An updated edition showcasing the social health of the least religious nations in the world
Religious conservatives around the world often claim that a society without a strong foundation of faith would necessarily be an immoral one, bereft of ethics, values, and meaning. Indeed, the Christian Right in the United States has argued that a society without God would be hell on earth.
In Society without God, Second Edition sociologist Phil Zuckerman challenges these claims. Drawing on fieldwork and interviews with more than 150 citizens of Denmark and Sweden, among the least religious countries in the world, he shows that, far from being inhumane, crime-infested, and dysfunctional, highly secular societies are healthier, safer, greener, less violent, and more democratic and egalitarian than highly religious ones.

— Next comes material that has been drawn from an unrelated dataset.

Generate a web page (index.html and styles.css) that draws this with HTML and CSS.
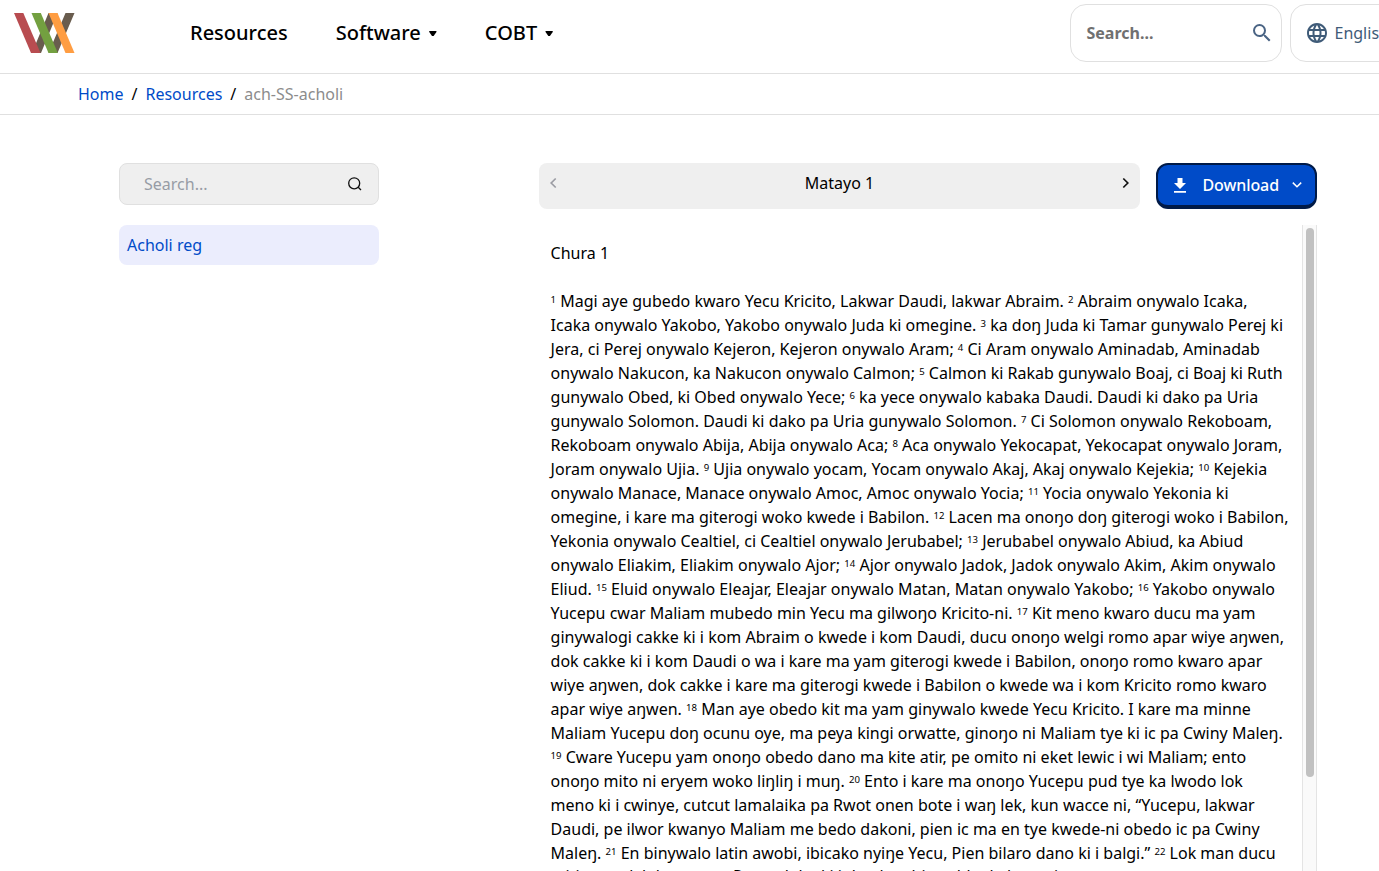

Society without God provides a rich portrait of life in a secular society, exploring how a culture without faith copes with death, grapples with the meaning of life, and remains content through everyday ups and downs. This updated edition incorporates new data from recent studies, updated statistics, and a revised Introduction, as well as framing around the now more highly developed field of secular studies. It addresses the dramatic surge of irreligion in the United States and the rise of the “nones, ” and adds data on societal health in specific US states, along with fascinating context regarding which are the most religious and which the most secular.
A propos de l’auteur
Phil Zuckerman is Professor of Sociology at Pitzer College, and the founding chair of the nation’s first Secular Studies Program. He is the author of several books, including What It Means to be Moral, The Nonreligious, Living the Secular Life, Faith No More, and Society Without God, and the editor of several volumes, including The Oxford Handbook of Secularism and The Social Theory of W.E.B. Du Bois.